Así es la ciudad de Arrecife, la capital de la Isla de Los Volcanes, cuya fuerte personalidad todos acusan y todos ponderan, como grande especial «don» del Creador que, valiéndose de los minúsculos Ammonites y Orbitolines, dio formas de verdadera joya a esta Isla maravillosa. Porque en Lanzarote, o su Capital, se hace posible, más que el gusto de la visión primera, el regusto de la revisión enamorada de sucesivas visitas, para captar ese detallismo de luces y ambientación climatológica que perfecciona a los «eternos veranos» insulares.

Vosotros conocéis su nombre, sí, porque os han contado que las Fiestas de San Ginés son uno de los espectáculos de más fama de las Islas Canarias. El chispazo que lanza la mitra gloriosa del santo arlesiano, iluminando el cielo de estrellas multicolores para caer sobre las aguas como manchas de sol, o partículas de luna, resulta ser la exacta medida por la que Arrecife, en su ininterrumpido triunfo de la alegría, juega y se recrea consigo, entregada desde el alba a la noche a sus tantas distracciones y metamorfosis festeras. A este mágico conjuro de felices luminarias acuden toda las gentes de la Isla, los forasteros del Archipiélago, y turistas, que se confunden amical e íntimamente para romper el secular silencio de la urbe. La escena es vistosísima por el cambio continuo de colores y luces que invaden el ferial desde las vísperas.

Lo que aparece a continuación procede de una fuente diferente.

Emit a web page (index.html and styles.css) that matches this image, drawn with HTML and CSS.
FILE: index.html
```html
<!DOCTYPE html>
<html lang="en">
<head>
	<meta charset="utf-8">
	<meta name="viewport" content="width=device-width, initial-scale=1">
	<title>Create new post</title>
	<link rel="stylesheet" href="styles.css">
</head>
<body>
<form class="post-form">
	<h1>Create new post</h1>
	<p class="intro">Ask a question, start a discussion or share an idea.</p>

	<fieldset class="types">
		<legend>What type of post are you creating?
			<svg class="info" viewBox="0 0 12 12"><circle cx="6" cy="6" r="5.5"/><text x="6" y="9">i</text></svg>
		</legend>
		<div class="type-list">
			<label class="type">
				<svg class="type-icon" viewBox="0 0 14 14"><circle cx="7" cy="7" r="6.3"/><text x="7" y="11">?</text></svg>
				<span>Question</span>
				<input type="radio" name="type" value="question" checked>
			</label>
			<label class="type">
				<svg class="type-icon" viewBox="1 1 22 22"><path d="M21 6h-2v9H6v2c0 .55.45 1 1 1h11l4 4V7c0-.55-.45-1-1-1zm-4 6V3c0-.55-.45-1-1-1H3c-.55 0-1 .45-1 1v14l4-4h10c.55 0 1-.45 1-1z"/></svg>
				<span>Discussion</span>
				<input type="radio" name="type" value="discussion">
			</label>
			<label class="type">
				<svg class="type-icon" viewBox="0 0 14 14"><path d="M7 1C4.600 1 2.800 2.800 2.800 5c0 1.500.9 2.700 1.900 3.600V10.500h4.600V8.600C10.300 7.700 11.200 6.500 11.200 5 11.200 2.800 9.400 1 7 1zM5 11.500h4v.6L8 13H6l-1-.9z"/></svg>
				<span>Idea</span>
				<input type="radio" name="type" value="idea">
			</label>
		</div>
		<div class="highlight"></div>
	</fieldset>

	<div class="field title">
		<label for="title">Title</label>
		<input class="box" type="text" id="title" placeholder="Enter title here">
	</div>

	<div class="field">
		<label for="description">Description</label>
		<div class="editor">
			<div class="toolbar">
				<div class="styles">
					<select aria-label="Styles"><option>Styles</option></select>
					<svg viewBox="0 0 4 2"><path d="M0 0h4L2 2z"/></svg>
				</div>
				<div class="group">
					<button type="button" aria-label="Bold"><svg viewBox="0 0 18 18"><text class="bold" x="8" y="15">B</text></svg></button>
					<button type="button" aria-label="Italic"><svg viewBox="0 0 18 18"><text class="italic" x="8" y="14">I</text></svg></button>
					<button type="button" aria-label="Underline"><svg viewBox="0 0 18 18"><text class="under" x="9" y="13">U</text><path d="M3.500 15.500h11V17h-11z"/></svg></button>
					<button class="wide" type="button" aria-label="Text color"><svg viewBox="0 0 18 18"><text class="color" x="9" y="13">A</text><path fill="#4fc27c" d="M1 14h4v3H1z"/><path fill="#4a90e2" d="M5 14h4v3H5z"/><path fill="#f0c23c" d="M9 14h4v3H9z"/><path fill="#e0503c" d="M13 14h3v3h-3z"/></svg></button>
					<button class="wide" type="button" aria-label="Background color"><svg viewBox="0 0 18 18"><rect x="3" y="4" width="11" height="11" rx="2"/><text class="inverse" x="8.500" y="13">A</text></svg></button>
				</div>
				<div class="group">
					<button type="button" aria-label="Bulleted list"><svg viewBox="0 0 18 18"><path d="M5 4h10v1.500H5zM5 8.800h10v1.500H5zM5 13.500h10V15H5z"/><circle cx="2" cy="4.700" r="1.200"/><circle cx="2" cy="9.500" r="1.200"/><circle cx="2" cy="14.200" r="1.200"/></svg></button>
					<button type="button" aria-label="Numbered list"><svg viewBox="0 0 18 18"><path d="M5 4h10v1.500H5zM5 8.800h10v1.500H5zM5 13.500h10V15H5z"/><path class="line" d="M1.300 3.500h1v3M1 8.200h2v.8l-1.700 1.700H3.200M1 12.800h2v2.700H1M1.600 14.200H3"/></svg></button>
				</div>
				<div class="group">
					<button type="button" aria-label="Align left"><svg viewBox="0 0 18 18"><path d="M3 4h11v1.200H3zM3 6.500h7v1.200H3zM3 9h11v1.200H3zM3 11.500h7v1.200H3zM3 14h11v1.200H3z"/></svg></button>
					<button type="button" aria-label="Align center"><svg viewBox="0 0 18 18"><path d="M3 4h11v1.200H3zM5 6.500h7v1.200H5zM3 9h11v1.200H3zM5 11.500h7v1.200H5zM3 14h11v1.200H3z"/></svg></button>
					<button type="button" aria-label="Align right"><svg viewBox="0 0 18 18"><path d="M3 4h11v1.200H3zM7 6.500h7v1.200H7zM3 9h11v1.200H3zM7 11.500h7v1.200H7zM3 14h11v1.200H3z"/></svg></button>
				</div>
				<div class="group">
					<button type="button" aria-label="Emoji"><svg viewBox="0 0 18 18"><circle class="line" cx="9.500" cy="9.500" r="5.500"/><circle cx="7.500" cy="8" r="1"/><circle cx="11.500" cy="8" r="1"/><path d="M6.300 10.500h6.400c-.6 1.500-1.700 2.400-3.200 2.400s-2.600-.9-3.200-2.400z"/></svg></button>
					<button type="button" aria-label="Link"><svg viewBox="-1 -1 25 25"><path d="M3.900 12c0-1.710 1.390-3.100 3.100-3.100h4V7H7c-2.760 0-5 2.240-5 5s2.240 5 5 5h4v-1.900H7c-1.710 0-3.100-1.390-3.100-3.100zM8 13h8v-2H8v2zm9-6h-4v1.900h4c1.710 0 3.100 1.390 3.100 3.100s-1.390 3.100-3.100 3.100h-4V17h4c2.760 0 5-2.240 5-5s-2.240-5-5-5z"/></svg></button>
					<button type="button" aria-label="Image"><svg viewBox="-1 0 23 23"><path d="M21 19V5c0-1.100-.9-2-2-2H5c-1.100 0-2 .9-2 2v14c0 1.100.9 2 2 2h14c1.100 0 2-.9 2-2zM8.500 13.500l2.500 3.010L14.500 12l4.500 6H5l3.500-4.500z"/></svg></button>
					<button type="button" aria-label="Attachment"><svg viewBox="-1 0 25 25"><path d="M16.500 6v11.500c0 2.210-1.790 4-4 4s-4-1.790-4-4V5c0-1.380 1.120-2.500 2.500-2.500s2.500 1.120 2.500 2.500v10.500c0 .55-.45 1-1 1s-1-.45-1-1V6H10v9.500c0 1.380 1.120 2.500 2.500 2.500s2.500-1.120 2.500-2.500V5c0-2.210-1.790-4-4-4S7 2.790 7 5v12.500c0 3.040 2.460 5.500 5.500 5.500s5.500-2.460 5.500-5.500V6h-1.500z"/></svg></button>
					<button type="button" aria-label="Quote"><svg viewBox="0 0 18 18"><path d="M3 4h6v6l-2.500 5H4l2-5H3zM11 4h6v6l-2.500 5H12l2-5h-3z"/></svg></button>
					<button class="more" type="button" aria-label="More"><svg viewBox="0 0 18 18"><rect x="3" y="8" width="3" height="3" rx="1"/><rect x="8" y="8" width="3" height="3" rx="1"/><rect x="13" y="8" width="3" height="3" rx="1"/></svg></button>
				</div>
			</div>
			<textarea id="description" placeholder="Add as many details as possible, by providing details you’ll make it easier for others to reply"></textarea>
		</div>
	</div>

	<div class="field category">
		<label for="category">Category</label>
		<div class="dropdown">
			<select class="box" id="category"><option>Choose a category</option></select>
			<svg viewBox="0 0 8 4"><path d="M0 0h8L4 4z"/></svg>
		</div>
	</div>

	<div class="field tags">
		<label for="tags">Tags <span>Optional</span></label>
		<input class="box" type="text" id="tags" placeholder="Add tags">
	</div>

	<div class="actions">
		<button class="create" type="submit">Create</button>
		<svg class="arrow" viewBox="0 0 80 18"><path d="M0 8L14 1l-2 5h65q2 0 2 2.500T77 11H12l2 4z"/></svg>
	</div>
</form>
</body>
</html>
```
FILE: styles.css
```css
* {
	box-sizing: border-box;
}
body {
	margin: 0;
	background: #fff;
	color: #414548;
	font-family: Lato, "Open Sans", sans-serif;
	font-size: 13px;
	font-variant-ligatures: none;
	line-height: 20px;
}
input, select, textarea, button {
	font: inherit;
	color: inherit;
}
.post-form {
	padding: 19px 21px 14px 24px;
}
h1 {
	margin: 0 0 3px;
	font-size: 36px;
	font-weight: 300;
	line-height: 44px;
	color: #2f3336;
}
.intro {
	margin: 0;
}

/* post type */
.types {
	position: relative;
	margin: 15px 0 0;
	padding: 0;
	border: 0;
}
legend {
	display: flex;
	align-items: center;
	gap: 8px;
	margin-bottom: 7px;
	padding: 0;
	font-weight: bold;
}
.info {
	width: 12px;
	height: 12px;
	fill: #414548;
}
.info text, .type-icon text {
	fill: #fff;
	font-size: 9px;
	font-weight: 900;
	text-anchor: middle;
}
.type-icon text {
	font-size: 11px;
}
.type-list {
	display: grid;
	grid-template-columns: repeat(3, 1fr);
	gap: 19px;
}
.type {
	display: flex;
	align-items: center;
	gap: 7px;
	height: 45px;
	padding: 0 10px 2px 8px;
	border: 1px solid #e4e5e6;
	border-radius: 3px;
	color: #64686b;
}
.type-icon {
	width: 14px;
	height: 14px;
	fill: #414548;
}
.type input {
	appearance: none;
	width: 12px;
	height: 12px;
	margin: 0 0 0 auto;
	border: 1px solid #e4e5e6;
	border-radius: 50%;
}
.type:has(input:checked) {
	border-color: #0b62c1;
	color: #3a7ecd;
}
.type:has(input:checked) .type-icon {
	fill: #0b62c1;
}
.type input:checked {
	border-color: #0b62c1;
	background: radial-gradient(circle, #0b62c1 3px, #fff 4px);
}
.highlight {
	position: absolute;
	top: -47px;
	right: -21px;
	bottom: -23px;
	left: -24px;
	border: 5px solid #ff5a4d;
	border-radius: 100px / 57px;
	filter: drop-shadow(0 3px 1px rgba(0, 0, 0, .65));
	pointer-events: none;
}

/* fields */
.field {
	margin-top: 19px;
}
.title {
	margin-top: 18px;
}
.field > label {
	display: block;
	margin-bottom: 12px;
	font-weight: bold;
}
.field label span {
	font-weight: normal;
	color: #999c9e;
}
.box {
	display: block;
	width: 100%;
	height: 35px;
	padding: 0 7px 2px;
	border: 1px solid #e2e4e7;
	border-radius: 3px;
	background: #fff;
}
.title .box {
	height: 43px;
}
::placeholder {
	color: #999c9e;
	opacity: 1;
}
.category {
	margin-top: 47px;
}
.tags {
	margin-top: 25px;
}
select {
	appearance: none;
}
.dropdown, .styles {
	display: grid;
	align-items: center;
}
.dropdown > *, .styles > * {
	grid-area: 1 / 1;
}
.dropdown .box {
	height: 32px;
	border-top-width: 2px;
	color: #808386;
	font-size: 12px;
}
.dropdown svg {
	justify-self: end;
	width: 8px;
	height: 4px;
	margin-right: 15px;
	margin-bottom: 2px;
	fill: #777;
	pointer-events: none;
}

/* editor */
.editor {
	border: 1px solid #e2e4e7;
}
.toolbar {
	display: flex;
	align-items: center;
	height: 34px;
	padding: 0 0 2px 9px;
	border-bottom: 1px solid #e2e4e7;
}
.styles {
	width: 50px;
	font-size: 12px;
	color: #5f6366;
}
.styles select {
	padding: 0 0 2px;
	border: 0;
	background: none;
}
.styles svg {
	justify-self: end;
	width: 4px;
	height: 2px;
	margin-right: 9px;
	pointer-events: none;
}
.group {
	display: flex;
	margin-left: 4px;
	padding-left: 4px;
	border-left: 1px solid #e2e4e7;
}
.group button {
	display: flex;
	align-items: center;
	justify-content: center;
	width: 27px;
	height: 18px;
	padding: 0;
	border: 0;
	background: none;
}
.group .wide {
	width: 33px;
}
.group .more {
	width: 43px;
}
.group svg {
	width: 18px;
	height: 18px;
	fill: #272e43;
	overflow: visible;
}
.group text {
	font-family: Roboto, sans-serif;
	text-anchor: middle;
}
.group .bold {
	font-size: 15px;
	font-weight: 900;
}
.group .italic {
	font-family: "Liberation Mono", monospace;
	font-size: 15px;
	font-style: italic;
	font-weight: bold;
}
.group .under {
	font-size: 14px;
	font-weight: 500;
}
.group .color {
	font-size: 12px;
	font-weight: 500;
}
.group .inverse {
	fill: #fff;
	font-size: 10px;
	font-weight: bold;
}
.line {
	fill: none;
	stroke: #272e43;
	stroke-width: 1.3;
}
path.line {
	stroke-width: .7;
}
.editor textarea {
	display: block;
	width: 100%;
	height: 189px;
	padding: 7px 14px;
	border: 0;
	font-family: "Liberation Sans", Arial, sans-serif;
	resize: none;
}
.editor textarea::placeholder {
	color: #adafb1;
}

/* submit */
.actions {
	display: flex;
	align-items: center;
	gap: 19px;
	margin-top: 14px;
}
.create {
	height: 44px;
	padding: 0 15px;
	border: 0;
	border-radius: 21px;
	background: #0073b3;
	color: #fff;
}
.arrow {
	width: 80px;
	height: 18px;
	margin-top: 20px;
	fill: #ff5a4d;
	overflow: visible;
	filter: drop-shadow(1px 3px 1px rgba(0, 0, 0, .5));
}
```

En las Fiestas de San Ginés se hermanan lo sublime y lo beatífico, lo apolíneo y lo dionisíaco, porque las hermosas mujeres de la Isla con sus elegantes atavíos del país, o con legendarios vestidos de seda y oro, entronadas en las diversas figuras de las carrozas, con escolta de música y pueblo, en un desfile alegre e innumerable, recorren las calles llenas de palmas y grímpolas, mientras la voz alada de los timplillos revuela alrededor de la comitiva como mariposas de plata.